A jakie szanse miałbyś w realu walcząc z trzema wojami uzbrojonymi w miecze i topory? Ta gra celuje właśnie w "real" a nie popierdółki z iskierkami jak u innych.
Na początku miałem z tym problem, ale w końcu ogarnąłem: gdy atakuje nas kilka wilków/dzikich psów, w momencie gdy wyświetli się zielona tarcza, wciskamy blok. Heniek odtrąci zwierzaka, a my dostajemy szansę na jeden, dwa ciosy mieczem, czy co tam mamy pod ręką. Od razu lockujemy się na kolejnym wilku i powtarzamy sekwencję do skutku. Przy odrobinie wprawy można ze starcia z trzema takimi wrogami wyjść bez zadrapania.
Żeby sensownie ocenić ile tam zarabiali to trzeba rzucić konkretne kwoty, a nie wyświechtane "minimalne".
"Twierdzi bowiem, że podczas produkcji wielu deweloperów „pracowało dzień i noc za minimalne wynagrodzenie”.
Ja tylko przypomnę, że jest dostępny 1.5h film z tworzenia jedynki KCM. Film warty obejrzenia. Natomiast jest tam często informacja, że nie tylko pracowali za minimalne wynagrodzenie, ale już pod koniec - w ogóle pieniędzy nie było. Więc to nie jest żadna tajemnica i robienie z tego halo teraz to taki bleh.
Ciekawi zawsze mnie jedno w takich przypadkach. Dlaczego nie napisał o tym wcześniej? teraz się nagle odezwał, bo gra osiągnęła bardzo duży sukces? dla mnie to jest śmieszne i żenujące nawet - co chce teraz tym osiągnąć? tyle lat nie pracuje w Warhorse, ale nagle teraz postanowił się odezwać głośno na ten temat? dajmy spokój. Temat tej gry żre mocno teraz w mediach społecznościowych, to się chłopina trochę wybił i się o nim głośno zrobiło.
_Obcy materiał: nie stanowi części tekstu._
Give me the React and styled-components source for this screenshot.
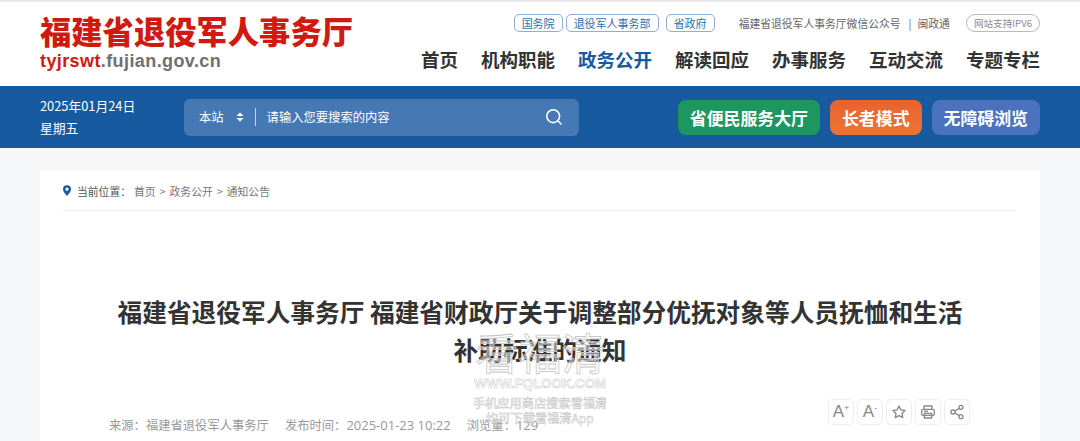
import React from "react";
import styled, { createGlobalStyle } from "styled-components";

const cjk = `"Noto Sans CJK SC", "Noto Sans", sans-serif`;

const GlobalStyle = createGlobalStyle`
  html, body {
    margin: 0;
    padding: 0;
    background: #f6f7f8;
    font-family: "Open Sans", ${cjk};
  }
  * { box-sizing: border-box; }
`;

const Page = styled.div`
  position: relative;
  width: 1080px;
  height: 441px;
  overflow: hidden;
  border-top: 2px solid #e8e8e8;
`;

const Header = styled.header`
  height: 84px;
  background: #fff;
  padding: 0 40px;
  display: flex;
  justify-content: space-between;
`;

const Logo = styled.div`
  display: flex;
  flex-direction: column;
  padding-top: 10px;
`;

const LogoTitle = styled.div`
  font-family: ${cjk};
  font-size: 31.3px;
  line-height: 37px;
  font-weight: 900;
  color: #d0190f;
  white-space: nowrap;
`;

const LogoUrl = styled.div`
  font-family: "Liberation Sans", sans-serif;
  font-size: 18px;
  line-height: 24px;
  font-weight: 700;
  letter-spacing: 0.4px;
  color: #707070;
  span { color: #d0190f; }
`;

const HeaderRight = styled.div`
  display: flex;
  flex-direction: column;
  align-items: flex-end;
`;

const TopLinks = styled.div`
  display: flex;
  align-items: center;
  height: 18px;
  margin-top: 12px;
`;

const TagLink = styled.a`
  height: 18px;
  padding: 0 7px;
  margin-right: ${(p) => p.$gap}px;
  display: flex;
  align-items: center;
  border: 1px solid #8fb0d6;
  border-radius: 5px;
  font-family: ${cjk};
  font-size: 11px;
  color: #2f6fae;
  white-space: nowrap;
`;

const TopText = styled.span`
  margin-left: ${(p) => p.$gap}px;
  font-family: ${cjk};
  font-size: 10.8px;
  color: #666;
  white-space: nowrap;
`;

const Ipv6 = styled.span`
  height: 18px;
  margin-left: 16px;
  padding: 0 7px;
  display: flex;
  align-items: center;
  border: 1px solid #b9b9b9;
  border-radius: 9px;
  font-family: ${cjk};
  font-size: 9.6px;
  color: #8c8c8c;
  white-space: nowrap;
`;

const Nav = styled.nav`
  display: flex;
  gap: 23px;
  margin-top: 14px;
`;

const NavItem = styled.a`
  font-family: ${cjk};
  font-size: 18.5px;
  line-height: 26px;
  font-weight: 700;
  color: ${(p) => (p.$active ? "#175aa0" : "#333")};
  white-space: nowrap;
`;

const Band = styled.div`
  height: 62px;
  background: #175aa0;
  padding: 0 40px;
  display: flex;
  align-items: center;
`;

const DateBox = styled.div`
  width: 144px;
  font-family: ${cjk};
  font-size: 12.8px;
  line-height: 22px;
  color: #fff;
`;

const Search = styled.div`
  width: 395px;
  height: 37px;
  padding: 0 16px 0 15px;
  border-radius: 6px;
  background: #4679b4;
  display: flex;
  align-items: center;
  font-family: ${cjk};
  font-size: 12.3px;
  color: #fff;
`;

const Scope = styled.span`
  white-space: nowrap;
`;

const Arrows = styled.svg`
  width: 8px;
  height: 10px;
  margin-left: 12px;
`;

const SearchDivider = styled.i`
  width: 1px;
  height: 18px;
  margin: 0 11px 0 11px;
  background: #c5d5e8;
`;

const Placeholder = styled.span`
  flex: 1;
  white-space: nowrap;
`;

const ButtonGroup = styled.div`
  display: flex;
  gap: 10px;
  margin-left: auto;
`;

const BandButton = styled.a`
  height: 35px;
  padding: 0 12px;
  display: flex;
  align-items: center;
  border-radius: 8px;
  background: ${(p) => p.$bg};
  font-family: ${cjk};
  font-size: 16.9px;
  font-weight: 700;
  color: #fff;
  white-space: nowrap;
`;

const Main = styled.main`
  padding: 23px 40px 0;
`;

const Card = styled.article`
  height: 300px;
  padding: 0 23px;
  background: #fff;
`;

const Crumbs = styled.div`
  height: 40px;
  display: flex;
  align-items: center;
  border-bottom: 1px solid #f1f1f1;
  font-family: ${cjk};
  font-size: 10.8px;
  color: #777;
`;

const Pin = styled.svg`
  width: 8px;
  height: 11px;
  margin-right: 6px;
`;

const CrumbLabel = styled.span`
  color: #555;
  margin-right: 3px;
`;

const CrumbSep = styled.span`
  margin: 0 4px;
`;

const Title = styled.h1`
  margin: 81px 0 0;
  font-family: ${cjk};
  font-size: 24.7px;
  line-height: 38px;
  font-weight: 700;
  color: #333;
  text-align: center;
`;

const MetaRow = styled.div`
  margin: 31px 0 0 46px;
  height: 26px;
  display: flex;
  align-items: flex-start;
  font-family: ${cjk};
  font-size: 12.3px;
  color: #999;
  white-space: nowrap;
`;

const MetaItem = styled.span`
  margin: 17px 16px 0 0;
  line-height: 18px;
`;

const MetaNum = styled.span`
  font-family: "Open Sans", sans-serif;
  font-size: 13px;
`;

const Tools = styled.div`
  display: flex;
  gap: 3px;
  margin-left: auto;
  margin-right: 47px;
`;

const ToolButton = styled.button`
  width: 26px;
  height: 26px;
  padding: 0;
  display: flex;
  align-items: center;
  justify-content: center;
  border: 1px solid #ededed;
  border-radius: 5px;
  background: #fff;
  color: #888;
  font-family: "Liberation Sans", sans-serif;
  font-size: 17px;
  svg { display: block; }
  sup { font-size: 9px; line-height: 1; margin-top: -8px; }
`;

const Watermark = styled.div`
  position: absolute;
  left: 440px;
  top: 324px;
  width: 200px;
  text-align: center;
  font-family: ${cjk};
  color: rgba(255, 255, 255, 0.45);
  -webkit-text-stroke: 0.8px #c6c6c6;
  pointer-events: none;
`;

const MarkName = styled.div`
  font-size: 43px;
  line-height: 50px;
  font-weight: 400;
  white-space: nowrap;
`;

const MarkUrl = styled.div`
  font-family: "Liberation Sans", sans-serif;
  font-size: 13.3px;
  line-height: 16px;
  font-weight: 700;
  -webkit-text-stroke-width: 0.5px;
`;

const MarkLine = styled.div`
  font-size: 12.2px;
  line-height: 15px;
  margin-top: ${(p) => p.$top || 0}px;
  -webkit-text-stroke-width: 0.5px;
`;

const navItems = ["首页", "机构职能", "政务公开", "解读回应", "办事服务", "互动交流", "专题专栏"];

export default function App() {
  return (
    <Page>
      <GlobalStyle />
      <Header>
        <Logo>
          <LogoTitle>福建省退役军人事务厅</LogoTitle>
          <LogoUrl><span>tyjrswt</span>.fujian.gov.cn</LogoUrl>
        </Logo>
        <HeaderRight>
          <TopLinks>
            <TagLink $gap={3}>国务院</TagLink>
            <TagLink $gap={7}>退役军人事务部</TagLink>
            <TagLink $gap={4}>省政府</TagLink>
            <TopText $gap={20}>福建省退役军人事务厅微信公众号</TopText>
            <TopText $gap={8}>|</TopText>
            <TopText $gap={6}>闽政通</TopText>
            <Ipv6>网站支持IPV6</Ipv6>
          </TopLinks>
          <Nav>
            {navItems.map((item) => (
              <NavItem key={item} $active={item === "政务公开"}>{item}</NavItem>
            ))}
          </Nav>
        </HeaderRight>
      </Header>

      <Band>
        <DateBox>
          <div>2025年01月24日</div>
          <div>星期五</div>
        </DateBox>
        <Search>
          <Scope>本站</Scope>
          <Arrows viewBox="0 0 8 10">
            <path d="M4 0.5 7.5 4H0.5zM4 9.5 0.5 6h7z" fill="#fff" />
          </Arrows>
          <SearchDivider />
          <Placeholder>请输入您要搜索的内容</Placeholder>
          <svg width="18" height="18" viewBox="0 0 18 18" fill="none" stroke="#fff" strokeWidth="1.6" strokeLinecap="round">
            <circle cx="8.2" cy="8.2" r="6.4" />
            <path d="M13 13l3 3" />
          </svg>
        </Search>
        <ButtonGroup>
          <BandButton $bg="#1e965f">省便民服务大厅</BandButton>
          <BandButton $bg="linear-gradient(#e8622f, #ec7434)">长者模式</BandButton>
          <BandButton $bg="#4a72bd">无障碍浏览</BandButton>
        </ButtonGroup>
      </Band>

      <Main>
        <Card>
          <Crumbs>
            <Pin viewBox="0 0 9 12">
              <path fillRule="evenodd" d="M4.5 0A4.5 4.5 0 0 0 0 4.5C0 7.5 4.5 12 4.5 12S9 7.5 9 4.5A4.5 4.5 0 0 0 4.5 0zm0 2.7a1.8 1.8 0 1 1 0 3.6 1.8 1.8 0 0 1 0-3.6z" fill="#175aa0" />
            </Pin>
            <CrumbLabel>当前位置：</CrumbLabel>
            <span>首页</span>
            <CrumbSep>&gt;</CrumbSep>
            <span>政务公开</span>
            <CrumbSep>&gt;</CrumbSep>
            <span>通知公告</span>
          </Crumbs>
          <Title>
            福建省退役军人事务厅 福建省财政厅关于调整部分优抚对象等人员抚恤和生活
            <br />
            补助标准的通知
          </Title>
          <MetaRow>
            <MetaItem>来源：福建省退役军人事务厅</MetaItem>
            <MetaItem>发布时间：<MetaNum>2025-01-23 10:22</MetaNum></MetaItem>
            <MetaItem>浏览量：<MetaNum>129</MetaNum></MetaItem>
            <Tools>
              <ToolButton>A<sup>+</sup></ToolButton>
              <ToolButton>A<sup>-</sup></ToolButton>
              <ToolButton>
                <svg width="16" height="16" viewBox="0 0 24 24" fill="none" stroke="currentColor" strokeWidth="2" strokeLinejoin="round">
                  <path d="M12 3l2.8 5.8 6.2.9-4.5 4.4 1.1 6.3L12 17.4 6.4 20.4l1.1-6.3L3 9.7l6.2-.9z" />
                </svg>
              </ToolButton>
              <ToolButton>
                <svg width="16" height="16" viewBox="0 0 24 24" fill="none" stroke="currentColor" strokeWidth="2" strokeLinejoin="round">
                  <path d="M6 8V3h12v5" />
                  <rect x="2.5" y="8" width="19" height="9" rx="2" />
                  <rect x="6.5" y="14" width="11" height="7" />
                  <path d="M6 11h6" />
                </svg>
              </ToolButton>
              <ToolButton>
                <svg width="16" height="16" viewBox="0 0 24 24" fill="none" stroke="currentColor" strokeWidth="2">
                  <circle cx="18" cy="5" r="3" />
                  <circle cx="6" cy="12" r="3" />
                  <circle cx="18" cy="19" r="3" />
                  <path d="M8.6 10.5l6.8-4M8.6 13.5l6.8 4" />
                </svg>
              </ToolButton>
            </Tools>
          </MetaRow>
        </Card>
      </Main>

      <Watermark>
        <MarkName>看福清</MarkName>
        <MarkUrl>WWW.FQLOOK.COM</MarkUrl>
        <MarkLine $top={4}>手机应用商店搜索看福清</MarkLine>
        <MarkLine>均可下载看福清App</MarkLine>
      </Watermark>
    </Page>
  );
}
Taki sam case, jak te Arkadikussy u nas i te inne, nie napiszę co.
Oj tam oj tak CDPRed crunchowało deweloperów jak niewolników a i tak szrota wypuścili w postaci Cyberbuga. To dopiero porażka.
Bardzo ważne: minimalne wynagrodzenie. Przecież pan psiembiorca z żoną muszą skądś wziąć 50k na wpłatę na ulubioną fundację/partię/dziecka osiemnastkę
Oni przecięz tam mieli okropnie niski budżet i pracowało wtedy nad grą 28 osób więc sorry, ale nie ma co sie dziwić iż tak było.
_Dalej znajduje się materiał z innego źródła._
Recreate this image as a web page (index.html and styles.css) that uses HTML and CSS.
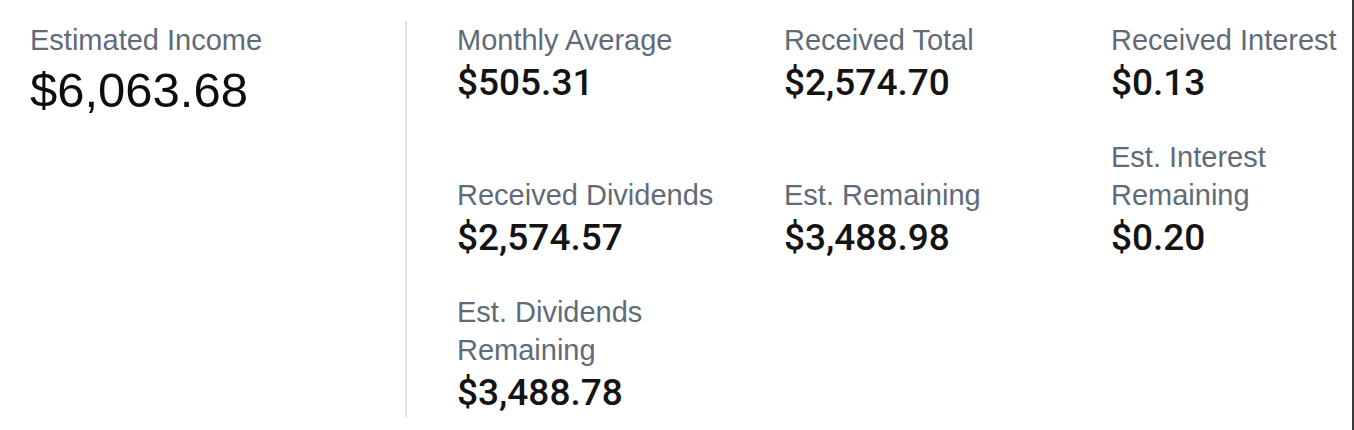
FILE: index.html
```html
<!DOCTYPE html>
<html lang="en">
<head>
<meta charset="utf-8">
<title>Income Summary</title>
<link rel="stylesheet" href="styles.css">
</head>
<body>
<main class="income">
  <section class="total">
    <div class="label">Estimated Income</div>
    <div class="total-value">$6,063.68</div>
  </section>
  <section class="breakdown">
    <div class="stat">
      <div class="label">Monthly Average</div>
      <div class="value">$505.31</div>
    </div>
    <div class="stat">
      <div class="label">Received Total</div>
      <div class="value">$2,574.70</div>
    </div>
    <div class="stat">
      <div class="label">Received Interest</div>
      <div class="value">$0.13</div>
    </div>
    <div class="stat">
      <div class="label">Received Dividends</div>
      <div class="value">$2,574.57</div>
    </div>
    <div class="stat">
      <div class="label">Est. Remaining</div>
      <div class="value">$3,488.98</div>
    </div>
    <div class="stat">
      <div class="label">Est. Interest<br>Remaining</div>
      <div class="value">$0.20</div>
    </div>
    <div class="stat">
      <div class="label">Est. Dividends<br>Remaining</div>
      <div class="value">$3,488.78</div>
    </div>
  </section>
</main>
</body>
</html>
```
FILE: styles.css
```css
html, body {
  margin: 0;
  padding: 0;
  background: #ffffff;
}

body {
  box-sizing: border-box;
  min-height: 430px;
  border-right: 2px solid #3c3c3c;
  font-family: "Liberation Sans", Arial, sans-serif;
  color: #111111;
}

.income {
  display: flex;
  align-items: stretch;
  padding-top: 21px;
}

.total {
  flex: 0 0 405px;
  box-sizing: border-box;
  padding-left: 30px;
}

.label {
  font-family: "Liberation Sans", Arial, sans-serif;
  font-size: 29px;
  line-height: 38px;
  color: #5f6b79;
}

.total-value {
  font-family: "Liberation Sans", Arial, sans-serif;
  font-size: 49px;
  line-height: 62px;
  color: #0d0d0d;
}

.breakdown {
  flex: 1 1 auto;
  border-left: 2px solid #e0e0e0;
  padding-left: 50px;
  display: grid;
  grid-template-columns: 327px 327px 1fr;
  row-gap: 31px;
  align-items: end;
}

.value {
  font-family: Roboto, "Liberation Sans", sans-serif;
  font-weight: 500;
  font-size: 37px;
  line-height: 48px;
  color: #141414;
}
```
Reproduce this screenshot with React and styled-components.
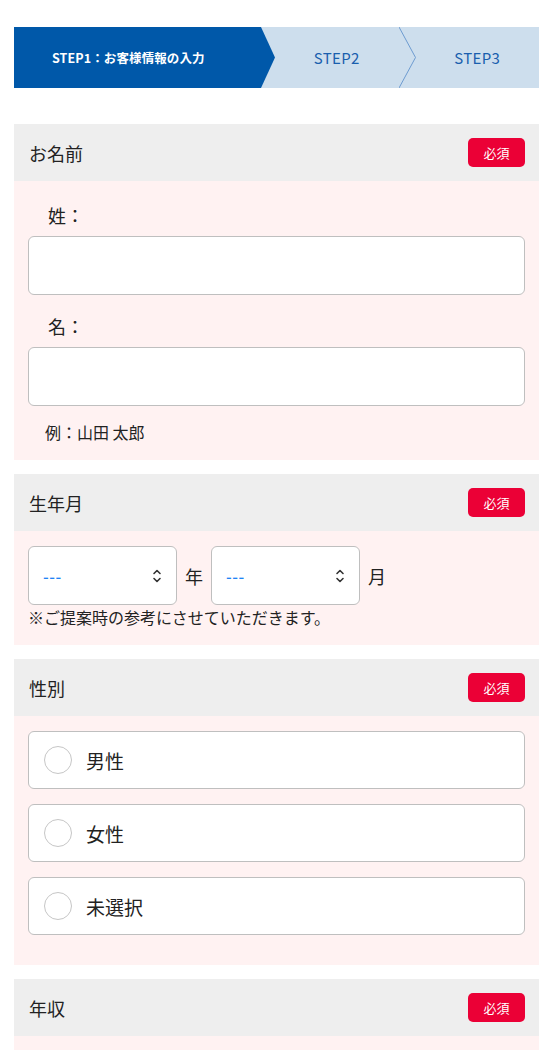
import React from "react";
import styled, { createGlobalStyle } from "styled-components";

const GlobalStyle = createGlobalStyle`
  html, body {
    margin: 0;
    padding: 0;
    background: #fff;
    font-family: "Noto Sans CJK JP", "Noto Sans", sans-serif;
    color: #222;
  }
  * { box-sizing: border-box; }
`;

function UpDownIcon() {
  return (
    <svg width="10" height="16" viewBox="0 0 10 16" fill="none" stroke="#333" strokeWidth="1.6" strokeLinecap="round" strokeLinejoin="round">
      <path d="M2 5.5 L5 2.5 L8 5.5" />
      <path d="M2 10.5 L5 13.5 L8 10.5" />
    </svg>
  );
}

function Chevron() {
  return (
    <ChevronSvg width="17" height="61" viewBox="0 0 17 61" fill="none">
      <path d="M0 0 L16.5 30.5 L0 61" stroke="#6d9bd0" strokeWidth="1" />
    </ChevronSvg>
  );
}

function Section({ title, children }) {
  return (
    <Block>
      <BlockHead>
        <BlockTitle>{title}</BlockTitle>
        <Badge>必須</Badge>
      </BlockHead>
      <BlockBody>{children}</BlockBody>
    </Block>
  );
}

function App() {
  return (
    <Page>
      <GlobalStyle />
      <Steps>
        <StepActive>STEP1：お客様情報の入力</StepActive>
        <Step>STEP2</Step>
        <Chevron />
        <Step>STEP3</Step>
      </Steps>

      <Section title="お名前">
        <FieldLabel>姓：</FieldLabel>
        <TextInput />
        <FieldLabel>名：</FieldLabel>
        <TextInput />
        <Example>例：山田 太郎</Example>
      </Section>

      <Section title="生年月">
        <DateRow>
          <SelectBox>
            <Dash>---</Dash>
            <UpDownIcon />
          </SelectBox>
          <Unit>年</Unit>
          <SelectBox>
            <Dash>---</Dash>
            <UpDownIcon />
          </SelectBox>
          <Unit>月</Unit>
        </DateRow>
        <Note>※ご提案時の参考にさせていただきます。</Note>
      </Section>

      <Section title="性別">
        <RadioList>
          {["男性", "女性", "未選択"].map((g) => (
            <RadioItem key={g}>
              <RadioDot />
              <RadioText>{g}</RadioText>
            </RadioItem>
          ))}
        </RadioList>
      </Section>

      <Section title="年収">
        <Spacer />
      </Section>
    </Page>
  );
}

export default App;

const Page = styled.div`
  width: 553px;
  height: 1050px;
  overflow: hidden;
  padding: 27px 14px 0 14px;
`;

const Steps = styled.div`
  display: flex;
  height: 61px;
  background: #cddeed;
  margin-bottom: 36px;
`;

const StepActive = styled.div`
  width: 261px;
  display: flex;
  align-items: center;
  padding-left: 38px;
  background: #0058a9;
  color: #fff;
  font-size: 12.5px;
  font-weight: 700;
  letter-spacing: 0.1px;
  clip-path: polygon(0 0, calc(100% - 14px) 0, 100% 50%, calc(100% - 14px) 100%, 0 100%);
`;

const Step = styled.div`
  flex: 1;
  display: flex;
  align-items: center;
  justify-content: center;
  color: #1a5fae;
  font-size: 15px;
  letter-spacing: 0.3px;
`;

const ChevronSvg = styled.svg`
  flex: none;
  display: block;
`;

const Block = styled.section`
  margin-bottom: 14px;
`;

const BlockHead = styled.div`
  height: 57px;
  background: #eeeeee;
  display: flex;
  align-items: center;
  justify-content: space-between;
  padding: 0 14px 0 15px;
`;

const BlockTitle = styled.h2`
  margin: 0;
  font-size: 18px;
  font-weight: 400;
  color: #222;
`;

const Badge = styled.span`
  width: 57px;
  height: 29px;
  border-radius: 5px;
  background: #eb0036;
  color: #fff;
  font-size: 13px;
  display: flex;
  align-items: center;
  justify-content: center;
`;

const BlockBody = styled.div`
  background: #fff2f2;
  padding: 15px 14px 14px 14px;
`;

const FieldLabel = styled.div`
  font-size: 18px;
  padding-left: 20px;
  height: 40px;
  line-height: 38px;
`;

const TextInput = styled.input`
  display: block;
  width: 100%;
  height: 59px;
  border: 1.5px solid #bfbfbf;
  border-radius: 6px;
  background: #fff;
  margin-bottom: 12px;
`;

const Example = styled.div`
  font-size: 16px;
  padding-left: 17px;
  line-height: 28px;
  margin-top: 2px;
`;

const DateRow = styled.div`
  display: flex;
  align-items: center;
  gap: 8px;
`;

const SelectBox = styled.div`
  width: 149px;
  height: 59px;
  border: 1.5px solid #bfbfbf;
  border-radius: 6px;
  background: #fff;
  display: flex;
  align-items: center;
  justify-content: space-between;
  padding: 0 14px 0 14px;
`;

const Dash = styled.span`
  color: #1f84f5;
  font-size: 16px;
  font-weight: 500;
  letter-spacing: 0.5px;
`;

const Unit = styled.span`
  font-size: 18px;
  width: 18px;
  text-align: center;
`;

const Note = styled.div`
  font-size: 16px;
  line-height: 24px;
  padding-bottom: 2px;
`;

const RadioList = styled.div`
  display: flex;
  flex-direction: column;
  gap: 15px;
  padding-bottom: 16px;
`;

const RadioItem = styled.label`
  height: 58px;
  border: 1.5px solid #bfbfbf;
  border-radius: 6px;
  background: #fff;
  display: flex;
  align-items: center;
  padding-left: 15px;
`;

const RadioDot = styled.span`
  width: 28px;
  height: 28px;
  border-radius: 50%;
  border: 1.5px solid #c6c6c6;
  background: #fff;
  flex: none;
`;

const RadioText = styled.span`
  font-size: 19px;
  margin-left: 14px;
  color: #222;
`;

const Spacer = styled.div`
  height: 40px;
`;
Gra 10/10. Questy główne i poboczne to perełki. Mnóstwo rzeczy usprawnionych względem części pierwszej. Zazębiające się i wpływające na siebie systemy rozwoju postaci, ekwipunku, reputacji i cholera wie czego jeszcze robią wrażenie. Stan techniczny na premierę - petarda, błędów nie oświadczam po tych 30 godzinach, przy czym gram na PC i na Steam Decku, w zależności od okoliczności/widzimisię. Już dawno żadna gra mnie tak nie pochłonęła.
pełna zgoda. w jedynkę nie grałem jakoś umknęła mojej uwadze ale tez nie jestem w stanie grać we wszystko.na temat dwójki zrobił się temat i gre kupiłem. Już dawno nie byłem tak zadowolony z zakupu gry.W końcu jakaś normalna dopracowana gra
gdzie w każdym aspekcie widać że się starali.Szacun dla twórców za zaangażowanie i uczciwość.
Dla mnie to nie jest 10/10, z prostego powodu, walka o ile lepsza to gra jest za łatwa, w jedynce z najlepszym ekwipunkiem, jak widziałem 3 dobrze uzbrojonych wrogów to potrafiłem umrzeć, tutaj od początku gry wpierdzielam się w obóz wroga i wygrywam często bez straty życia, szczególnie obecnie jak mam mocną zbroję.
A to nie tak, że każdy wie za jaką stawkę rozpoczyna pracę (i na pewno nie jest to "minimalna", chyba ze minimalna w gamedevie - bo na pewno nie minimalna krajowa) a następnie w zależności od tego co stworzą i czy będzie to produkt jakościowy, to będą dostawać takie premie, za które mogą sobie leżeć i obserwować?
Ja miałem na myśli raczej te normalne devy, nie zepsuty do szpiku ubosoft, krwawiący przez własną głupotę i próżność, zatrudniający 300% więcej osób niż jest do tego potrzeba...
Na pocieszenie, zrobili taka robote ze gra sie teraz dzien i noc bez zadnego wynagrodzenia :)
pracowali dzień i noc za minimalne wynagrodzenie - tj. za minimalną pensje w Czechach?